I overlooked the middle part too. Like Fellow OCD Sufferer, I am an "OCD Nerd" and had read a thesis' worth of information about OCD, and wanted to do my Exposure Therapy perfectly, which delayed me actually doing much in the way of exposures for my perfectionism for almost a year. In spite of muddling along, I am getting better. My therapist would say there is no other way, that perfection is never an option. This is both liberating and scary. The perfectionism chimes in with "Well, if you can get better, then you will REALLY have to be perfect." I am getting better at recognizing all the guises of my perfectionism, and how rickety the arguments are, and how stifling. I am heartened to read posts where a fellow sufferer gets to the heart of the matter, the moment where you move forward, in the midst of all the "not ready" "not yet" "not right" moments.


  1. So true. So true.
    By the way, I'll have to try the baked oatmeal. Thanks for the suggestion. :)

  2. Ah, I've been meaning to leave a comment all week, but haven't had much time to check in with my blog and read others' posts! Thanks for the shout out :). I'm always honored when you mention me in your blog!!

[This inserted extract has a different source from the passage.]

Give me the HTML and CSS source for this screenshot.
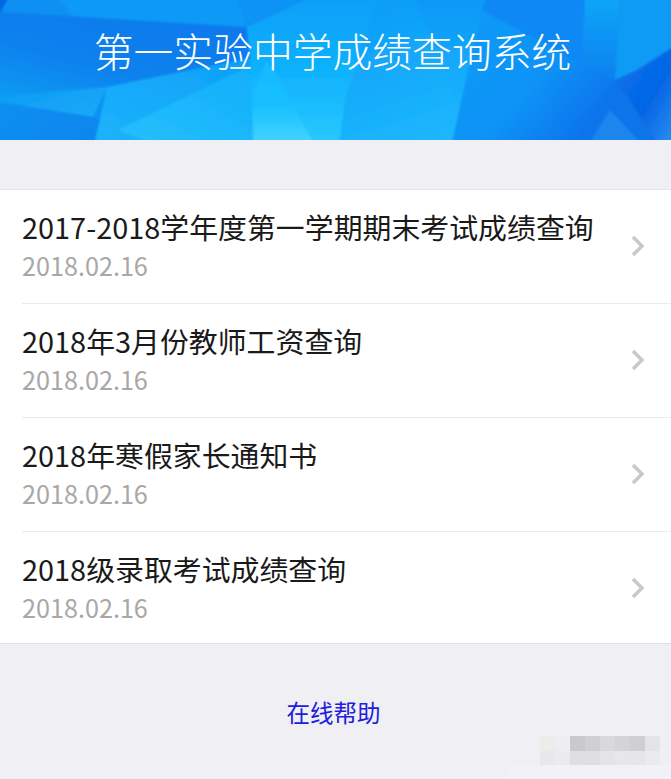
FILE: index.html
```html
<!DOCTYPE html>
<html lang="zh-CN">
<head>
<meta charset="utf-8">
<title>第一实验中学成绩查询系统</title>
<link rel="stylesheet" href="styles.css">
</head>
<body>
<header class="banner">
  <svg class="banner-art" viewBox="0 0 671 140" preserveAspectRatio="none" aria-hidden="true">
    <defs>
      <linearGradient id="base" x1="0" y1="0" x2="1" y2="0">
        <stop offset="0" stop-color="#0a86ee"/>
        <stop offset="0.45" stop-color="#0ea8fb"/>
        <stop offset="1" stop-color="#0670ea"/>
      </linearGradient>
      <linearGradient id="topband" x1="0" y1="0" x2="1" y2="0">
        <stop offset="0" stop-color="#0a90f2"/>
        <stop offset="1" stop-color="#0a93f5"/>
      </linearGradient>
      <linearGradient id="dark" x1="0.8" y1="0" x2="0" y2="1">
        <stop offset="0" stop-color="#0878ec"/>
        <stop offset="0.6" stop-color="#0a82ee"/>
        <stop offset="1" stop-color="#0b9af3"/>
      </linearGradient>
      <linearGradient id="leftlight" x1="0" y1="0" x2="1" y2="1">
        <stop offset="0" stop-color="#0d9cf5"/>
        <stop offset="1" stop-color="#18aaf8"/>
      </linearGradient>
      <linearGradient id="bottomleft" x1="0" y1="0" x2="1" y2="0.3">
        <stop offset="0" stop-color="#0f8ff0"/>
        <stop offset="1" stop-color="#1185ee"/>
      </linearGradient>
      <linearGradient id="mid" x1="1" y1="0" x2="0" y2="1">
        <stop offset="0" stop-color="#0d9ff8"/>
        <stop offset="1" stop-color="#1db3fb"/>
      </linearGradient>
      <linearGradient id="mid2" x1="1" y1="0" x2="0" y2="1">
        <stop offset="0" stop-color="#10aefb"/>
        <stop offset="1" stop-color="#27bffd"/>
      </linearGradient>
      <linearGradient id="centre" x1="0" y1="0" x2="0" y2="1">
        <stop offset="0" stop-color="#0e9ff8"/>
        <stop offset="0.6" stop-color="#12b6fd"/>
        <stop offset="1" stop-color="#2ac8ff"/>
      </linearGradient>
      <linearGradient id="glow" x1="0" y1="0" x2="0" y2="1">
        <stop offset="0" stop-color="#12b8ff"/>
        <stop offset="0.55" stop-color="#18c0ff"/>
        <stop offset="1" stop-color="#44d2ff"/>
      </linearGradient>
      <linearGradient id="wide" x1="0.2" y1="0" x2="0.5" y2="1">
        <stop offset="0" stop-color="#0c9cf8"/>
        <stop offset="1" stop-color="#1cb6fd"/>
      </linearGradient>
      <linearGradient id="strip" x1="0" y1="0" x2="0" y2="1">
        <stop offset="0" stop-color="#0b98f7"/>
        <stop offset="1" stop-color="#1fbcff"/>
      </linearGradient>
      <linearGradient id="rightmid" x1="0" y1="0" x2="1" y2="0.7">
        <stop offset="0" stop-color="#0d9bf8"/>
        <stop offset="0.6" stop-color="#0c93f6"/>
        <stop offset="1" stop-color="#0a72ec"/>
      </linearGradient>
      <linearGradient id="slim" x1="0" y1="0" x2="0" y2="1">
        <stop offset="0" stop-color="#0ea6f8"/>
        <stop offset="1" stop-color="#0a80f0"/>
      </linearGradient>
      <linearGradient id="deep" x1="0" y1="0" x2="1" y2="1">
        <stop offset="0" stop-color="#0872ec"/>
        <stop offset="0.6" stop-color="#0666e6"/>
        <stop offset="1" stop-color="#2a8ff0"/>
      </linearGradient>
      <filter id="soft" x="-2%" y="-2%" width="104%" height="104%"><feGaussianBlur stdDeviation="0.8"/></filter>
    </defs>
    <g filter="url(#soft)">
      <rect x="-2" y="-2" width="675" height="144" fill="url(#base)"/>
      <polygon points="-2,-2 250,-2 247,27 -2,12" fill="url(#topband)"/>
      <polygon points="60,-2 236,-2 247,27 72,16" fill="#0c9af6"/>
      <polygon points="-2,-2 8,-2 -2,18" fill="#0668e2"/>
      <polygon points="-2,12 247,27 250,58 107,87 -2,96" fill="url(#dark)"/>
      <polygon points="-2,96 107,87 93,117 -2,102" fill="url(#leftlight)"/>
      <polygon points="-2,102 93,117 150,142 -2,142" fill="url(#bottomleft)"/>
      <polygon points="107,87 250,58 253,142 95,142" fill="url(#mid)"/>
      <polygon points="118,130 250,66 253,142 148,142" fill="url(#mid2)"/>
      <polygon points="247,27 310,-2 380,-2 345,100 340,142 253,142 250,58" fill="url(#centre)"/>
      <polygon points="236,-2 310,-2 247,27" fill="#0c92f5"/>
      <polygon points="253,95 267,60 313,142 253,142" fill="url(#glow)"/>
      <polygon points="377,-2 415,-2 458,100 475,142 340,142 345,100" fill="url(#wide)"/>
      <polygon points="415,-2 487,-2 482,10 452,142 475,142 458,100" fill="url(#strip)"/>
      <polygon points="482,10 615,80 575,142 452,142" fill="url(#rightmid)"/>
      <polygon points="482,10 487,-2 585,-2 582,64" fill="#0a88f4"/>
      <polygon points="585,-2 620,-2 615,80 582,64" fill="url(#slim)"/>
      <polygon points="620,-2 673,-2 673,47 637,70 615,80" fill="#0d9bf6"/>
      <polygon points="637,70 673,47 673,142 657,142 615,80" fill="url(#deep)"/>
      <polygon points="575,142 615,80 657,142" fill="#0c74ea"/>
      <polygon points="590,142 610,110 640,142" fill="#1a86ee"/>
    </g>
  </svg>
  <h1 class="banner-title">第一实验中学成绩查询系统</h1>
</header>

<main class="content">
  <ul class="list">
    <li class="row">
      <div class="row-text">
        <p class="row-title">2017-2018学年度第一学期期末考试成绩查询</p>
        <p class="row-date">2018.02.16</p>
      </div>
      <svg class="chevron" viewBox="0 0 14 22" aria-hidden="true"><path d="M2 2 L11 11 L2 20"/></svg>
    </li>
    <li class="row">
      <div class="row-text">
        <p class="row-title">2018年3月份教师工资查询</p>
        <p class="row-date">2018.02.16</p>
      </div>
      <svg class="chevron" viewBox="0 0 14 22" aria-hidden="true"><path d="M2 2 L11 11 L2 20"/></svg>
    </li>
    <li class="row">
      <div class="row-text">
        <p class="row-title">2018年寒假家长通知书</p>
        <p class="row-date">2018.02.16</p>
      </div>
      <svg class="chevron" viewBox="0 0 14 22" aria-hidden="true"><path d="M2 2 L11 11 L2 20"/></svg>
    </li>
    <li class="row">
      <div class="row-text">
        <p class="row-title">2018级录取考试成绩查询</p>
        <p class="row-date">2018.02.16</p>
      </div>
      <svg class="chevron" viewBox="0 0 14 22" aria-hidden="true"><path d="M2 2 L11 11 L2 20"/></svg>
    </li>
  </ul>
  <a class="help" href="#">在线帮助</a>
</main>

<div class="watermark" aria-hidden="true">
  <i class="px p1"></i><i class="px p2"></i><i class="px p3"></i><i class="px p4"></i><i class="px p5"></i><i class="px p6"></i><i class="px p7"></i><i class="px p8"></i>
  <i class="px p9"></i><i class="px p10"></i><i class="px p11"></i><i class="px p12"></i><i class="px p13"></i><i class="px p14"></i><i class="px p15"></i><i class="px p16"></i>
</div>
<div class="watermark-strip" aria-hidden="true"></div>
</body>
</html>
```

FILE: styles.css
```css
* { box-sizing: border-box; }

html, body {
  margin: 0;
  height: 100%;
}

body {
  position: relative;
  background: #efeff4;
  font-family: "Noto Sans CJK SC", "Noto Sans", sans-serif;
  overflow: hidden;
}

.banner {
  position: relative;
  height: 140px;
  overflow: hidden;
  display: flex;
  justify-content: center;
  padding-top: 21px;
}

.banner-art {
  position: absolute;
  inset: 0;
  width: 100%;
  height: 100%;
}

.banner-title {
  position: relative;
  margin: 0;
  font-size: 39.8px;
  line-height: 58px;
  font-weight: 300;
  color: #fff;
  white-space: nowrap;
  transform: translateX(-3px);
}

.content {
  padding-top: 49px;
}

.list {
  list-style: none;
  margin: 0;
  padding: 0;
  background: #fff;
  border-top: 1px solid #e6e6ea;
  border-bottom: 1px solid #e0e0e4;
}

.row {
  position: relative;
  display: flex;
  align-items: flex-start;
  justify-content: space-between;
  height: 114px;
  padding: 17px 26px 0 22px;
}

.row:last-child {
  height: 111px;
}

.row + .row::before {
  content: "";
  position: absolute;
  top: -1px;
  left: 22px;
  right: 0;
  height: 1px;
  background: #ebebed;
}

.row-text {
  min-width: 0;
}

.row-title {
  margin: 0;
  font-size: 28.9px;
  line-height: 38px;
  color: #1a1a1a;
  white-space: nowrap;
}

.row-date {
  margin: 2px 0 0;
  font-size: 25.2px;
  line-height: 36px;
  color: #a8a8a8;
}

.chevron {
  flex: none;
  width: 14px;
  height: 22px;
  margin-top: 28px;
  fill: none;
  stroke: #c7c7cc;
  stroke-width: 3.4;
}

.help {
  display: block;
  margin-top: 49px;
  text-align: center;
  font-size: 23.5px;
  line-height: 38px;
  color: #2020dc;
  text-decoration: none;
  transform: translateX(-2px);
}

.watermark {
  position: absolute;
  left: 540px;
  top: 736px;
  display: grid;
  grid-template-columns: repeat(8, 15px);
  grid-auto-rows: 14.5px;
}

.watermark-strip {
  position: absolute;
  left: 507px;
  top: 765px;
  right: 0;
  height: 14px;
  background: #f2f2f6;
}

.p1 { background: #ecedeb; }
.p2 { background: #eeeef2; }
.p3 { background: #cacacc; }
.p4 { background: #d0d0d3; }
.p5 { background: #d9d9dc; }
.p6 { background: #d4d4d6; }
.p7 { background: #cfcfd1; }
.p8 { background: #e3e3e8; }
.p9 { background: #e8e8ea; }
.p10 { background: #ebebef; }
.p11 { background: #dfdfe2; }
.p12 { background: #dedee1; }
.p13 { background: #e4e4e8; }
.p14 { background: #e7e7eb; }
.p15 { background: #e6e6ea; }
.p16 { background: #ebebef; }
```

    One thing you wrote really resonated with me - the OCD voice saying, "Well, if you can get better, then you will REALLY have to be perfect." So often it seems like compulsions that have long since lost their original purpose take on new meaning: a shield from having to be perfect. It feels like as long as I am still fairly impaired by my compulsions, I can allow myself to be "imperfect" in other areas of my life because I can't follow all my OCD rules and do everything else "right," too! As I find myself starting to come out on the other side of this as a much more mentally "healthy" person, I'm realizing that I don't have to go back to the way I was "before" just because I'm getting better. Before I didn't know about OCD. I didn't know about how in had sunk its teeth into so many aspects of my life. Now I have a much better understanding of how this disorder has shaped my thoughts and beliefs, and just because I am able to overcome some of my more recent contamination compulsions doesn't mean that I have to re-adopt other old compulsions!

  3. Fellow Sufferer--You are most welcome! I really got a lot out of your post. The image of impairment a shield from having to be perfect is very apt.